----- GIVEN MATERIAL -----

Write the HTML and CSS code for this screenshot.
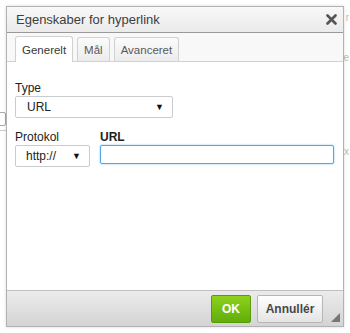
FILE: index.html
```html
<!DOCTYPE html>
<html lang="da">

<head>
    <meta charset="UTF-8">
    <title>Egenskaber for hyperlink</title>
    <link rel="stylesheet" href="styles.css">
</head>

<body>
    <!-- Editor page behind the dialog -->
    <div class="backdrop">
        <span class="bg-tool"></span>
        <span class="bg-line"></span>
        <span class="bg-text t1">r</span>
        <span class="bg-text t2">e</span>
        <span class="bg-text t3">x</span>
    </div>

    <div class="dialog">
        <div class="dialog-title">
            <span>Egenskaber for hyperlink</span>
            <svg class="close" width="11" height="11" viewBox="0 0 11 11">
                <path d="M1.5 1.5 L9.5 9.5 M9.5 1.5 L1.5 9.5" stroke="#555" stroke-width="2.6" stroke-linecap="round"/>
            </svg>
        </div>

        <div class="tabs">
            <a href="#" class="tab active">Generelt</a>
            <a href="#" class="tab">Mål</a>
            <a href="#" class="tab">Avanceret</a>
        </div>

        <div class="dialog-body">
            <div class="field">
                <label>Type</label>
                <div class="select wide">URL<span class="arrow">&#9660;</span></div>
            </div>

            <div class="row">
                <div class="field">
                    <label>Protokol</label>
                    <div class="select small">http://<span class="arrow">&#9660;</span></div>
                </div>
                <div class="field grow">
                    <label class="bold">URL</label>
                    <input type="text" class="url-input">
                </div>
            </div>
        </div>

        <div class="dialog-footer">
            <button class="btn ok">OK</button>
            <button class="btn cancel">Annullér</button>
            <span class="resize"></span>
        </div>
    </div>
</body>

</html>
```

FILE: styles.css
```css
* {
    box-sizing: border-box;
    margin: 0;
    padding: 0;
    font-family: Arial, "Liberation Sans", sans-serif;
}

body {
    width: 350px;
    height: 333px;
    background: #fff;
    position: relative;
    overflow: hidden;
}

/* faint editor content behind */
.backdrop {
    position: absolute;
    inset: 0;
}

.bg-tool {
    position: absolute;
    left: -2px;
    top: 112px;
    width: 8px;
    height: 14px;
    border: 1px solid #aaa;
    border-radius: 2px;
}

.bg-line {
    position: absolute;
    left: 0;
    top: 130px;
    width: 6px;
    height: 1px;
    background: #ccc;
}

.bg-text {
    position: absolute;
    right: 1px;
    font-size: 10px;
    color: #bbb;
}

.t1 { top: 12px; }
.t2 { top: 52px; }
.t3 { top: 146px; }

/* Dialog */

.dialog {
    position: absolute;
    left: 6px;
    top: 6px;
    width: 338px;
    height: 321px;
    border: 1px solid #b2b2b2;
    box-shadow: 0 0 3px rgba(0, 0, 0, 0.15);
    display: flex;
    flex-direction: column;
    background: #fff;
}

.dialog-title {
    height: 26px;
    padding: 0 6px 0 9px;
    display: flex;
    align-items: center;
    justify-content: space-between;
    background: linear-gradient(#f8f8f8, #ebebeb);
    border-bottom: 1px solid #999;
    font-size: 13px;
    color: #3e3e3e;
}

.tabs {
    height: 29px;
    display: flex;
    align-items: flex-end;
    gap: 4px;
    padding-left: 8px;
    background: #f8f8f8;
    border-bottom: 1px solid #d1d1d1;
}

.tab {
    height: 24px;
    padding: 0 6px;
    display: flex;
    align-items: center;
    text-decoration: none;
    font-size: 11.5px;
    color: #595959;
    background: linear-gradient(#fbfbfb, #ececec);
    border: 1px solid #d1d1d1;
    border-bottom: none;
    border-radius: 3px 3px 0 0;
}

.tab.active {
    height: 26px;
    margin-bottom: -1px;
    padding: 0 6px;
    background: #fff;
    color: #383838;
}

.dialog-body {
    flex: 1;
    padding: 20px 8px 0 8px;
    display: flex;
    flex-direction: column;
    gap: 13px;
}

.field {
    display: flex;
    flex-direction: column;
    gap: 1px;
}

.field label {
    font-size: 12px;
    line-height: 13px;
    color: #222;
}

.field label.bold {
    font-weight: bold;
}

.row {
    display: flex;
    gap: 10px;
}

.grow {
    flex: 1;
}

.select {
    height: 22px;
    border: 1px solid #c9cccf;
    border-radius: 2px;
    padding: 0 8px 0 11px;
    display: flex;
    align-items: center;
    justify-content: space-between;
    font-size: 12px;
    color: #222;
    background: #fff;
}

.select.wide {
    width: 158px;
}

.select.small {
    width: 75px;
    padding: 0 8px 0 10px;
}

.arrow {
    font-size: 9px;
    color: #111;
}

.url-input {
    height: 19px;
    border: 1px solid #51a7e8;
    border-radius: 2px;
    box-shadow: 0 0 2px #7cbdf0;
    outline: none;
    width: 234px;
}

.dialog-footer {
    height: 36px;
    display: flex;
    align-items: center;
    justify-content: flex-end;
    gap: 6px;
    padding-right: 20px;
    background: linear-gradient(#ebebeb, #d4d4d4);
    border-top: 1px solid #bfbfbf;
    position: relative;
}

.btn {
    height: 28px;
    border-radius: 2px;
    font-size: 12px;
    font-weight: bold;
    cursor: pointer;
}

.btn.ok {
    width: 40px;
    color: #fff;
    background: linear-gradient(#8fd11d, #5fae0a);
    border: 1px solid #5b9a0b;
}

.btn.cancel {
    width: 66px;
    color: #474747;
    background: linear-gradient(#fff, #e4e4e4);
    border: 1px solid #b6b6b6;
}

.resize {
    position: absolute;
    right: 3px;
    bottom: 4px;
    width: 0;
    height: 0;
    border-left: 9px solid transparent;
    border-bottom: 9px solid #777;
}
```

-----

▶ **REQUEST**: Exclude every picture and copy the remaining data exactly.

▶ **THE RESPONSE**:
Write the HTML and CSS code for this screenshot.
FILE: index.html
```html
<!DOCTYPE html>
<html lang="da">

<head>
    <meta charset="UTF-8">
    <title>Egenskaber for hyperlink</title>
    <link rel="stylesheet" href="styles.css">
</head>

<body>
    <!-- Editor page behind the dialog -->
    <div class="backdrop">
        <span class="bg-tool"></span>
        <span class="bg-line"></span>
        <span class="bg-text t1">r</span>
        <span class="bg-text t2">e</span>
        <span class="bg-text t3">x</span>
    </div>

    <div class="dialog">
        <div class="dialog-title">
            <span>Egenskaber for hyperlink</span>
            <svg class="close" width="11" height="11" viewBox="0 0 11 11">
                <path d="M1.5 1.5 L9.5 9.5 M9.5 1.5 L1.5 9.5" stroke="#555" stroke-width="2.6" stroke-linecap="round"/>
            </svg>
        </div>

        <div class="tabs">
            <a href="#" class="tab active">Generelt</a>
            <a href="#" class="tab">Mål</a>
            <a href="#" class="tab">Avanceret</a>
        </div>

        <div class="dialog-body">
            <div class="field">
                <label>Type</label>
                <div class="select wide">URL<span class="arrow">&#9660;</span></div>
            </div>

            <div class="row">
                <div class="field">
                    <label>Protokol</label>
                    <div class="select small">http://<span class="arrow">&#9660;</span></div>
                </div>
                <div class="field grow">
                    <label class="bold">URL</label>
                    <input type="text" class="url-input">
                </div>
            </div>
        </div>

        <div class="dialog-footer">
            <button class="btn ok">OK</button>
            <button class="btn cancel">Annullér</button>
            <span class="resize"></span>
        </div>
    </div>
</body>

</html>
```

FILE: styles.css
```css
* {
    box-sizing: border-box;
    margin: 0;
    padding: 0;
    font-family: Arial, "Liberation Sans", sans-serif;
}

body {
    width: 350px;
    height: 333px;
    background: #fff;
    position: relative;
    overflow: hidden;
}

/* faint editor content behind */
.backdrop {
    position: absolute;
    inset: 0;
}

.bg-tool {
    position: absolute;
    left: -2px;
    top: 112px;
    width: 8px;
    height: 14px;
    border: 1px solid #aaa;
    border-radius: 2px;
}

.bg-line {
    position: absolute;
    left: 0;
    top: 130px;
    width: 6px;
    height: 1px;
    background: #ccc;
}

.bg-text {
    position: absolute;
    right: 1px;
    font-size: 10px;
    color: #bbb;
}

.t1 { top: 12px; }
.t2 { top: 52px; }
.t3 { top: 146px; }

/* Dialog */

.dialog {
    position: absolute;
    left: 6px;
    top: 6px;
    width: 338px;
    height: 321px;
    border: 1px solid #b2b2b2;
    box-shadow: 0 0 3px rgba(0, 0, 0, 0.15);
    display: flex;
    flex-direction: column;
    background: #fff;
}

.dialog-title {
    height: 26px;
    padding: 0 6px 0 9px;
    display: flex;
    align-items: center;
    justify-content: space-between;
    background: linear-gradient(#f8f8f8, #ebebeb);
    border-bottom: 1px solid #999;
    font-size: 13px;
    color: #3e3e3e;
}

.tabs {
    height: 29px;
    display: flex;
    align-items: flex-end;
    gap: 4px;
    padding-left: 8px;
    background: #f8f8f8;
    border-bottom: 1px solid #d1d1d1;
}

.tab {
    height: 24px;
    padding: 0 6px;
    display: flex;
    align-items: center;
    text-decoration: none;
    font-size: 11.5px;
    color: #595959;
    background: linear-gradient(#fbfbfb, #ececec);
    border: 1px solid #d1d1d1;
    border-bottom: none;
    border-radius: 3px 3px 0 0;
}

.tab.active {
    height: 26px;
    margin-bottom: -1px;
    padding: 0 6px;
    background: #fff;
    color: #383838;
}

.dialog-body {
    flex: 1;
    padding: 20px 8px 0 8px;
    display: flex;
    flex-direction: column;
    gap: 13px;
}

.field {
    display: flex;
    flex-direction: column;
    gap: 1px;
}

.field label {
    font-size: 12px;
    line-height: 13px;
    color: #222;
}

.field label.bold {
    font-weight: bold;
}

.row {
    display: flex;
    gap: 10px;
}

.grow {
    flex: 1;
}

.select {
    height: 22px;
    border: 1px solid #c9cccf;
    border-radius: 2px;
    padding: 0 8px 0 11px;
    display: flex;
    align-items: center;
    justify-content: space-between;
    font-size: 12px;
    color: #222;
    background: #fff;
}

.select.wide {
    width: 158px;
}

.select.small {
    width: 75px;
    padding: 0 8px 0 10px;
}

.arrow {
    font-size: 9px;
    color: #111;
}

.url-input {
    height: 19px;
    border: 1px solid #51a7e8;
    border-radius: 2px;
    box-shadow: 0 0 2px #7cbdf0;
    outline: none;
    width: 234px;
}

.dialog-footer {
    height: 36px;
    display: flex;
    align-items: center;
    justify-content: flex-end;
    gap: 6px;
    padding-right: 20px;
    background: linear-gradient(#ebebeb, #d4d4d4);
    border-top: 1px solid #bfbfbf;
    position: relative;
}

.btn {
    height: 28px;
    border-radius: 2px;
    font-size: 12px;
    font-weight: bold;
    cursor: pointer;
}

.btn.ok {
    width: 40px;
    color: #fff;
    background: linear-gradient(#8fd11d, #5fae0a);
    border: 1px solid #5b9a0b;
}

.btn.cancel {
    width: 66px;
    color: #474747;
    background: linear-gradient(#fff, #e4e4e4);
    border: 1px solid #b6b6b6;
}

.resize {
    position: absolute;
    right: 3px;
    bottom: 4px;
    width: 0;
    height: 0;
    border-left: 9px solid transparent;
    border-bottom: 9px solid #777;
}
```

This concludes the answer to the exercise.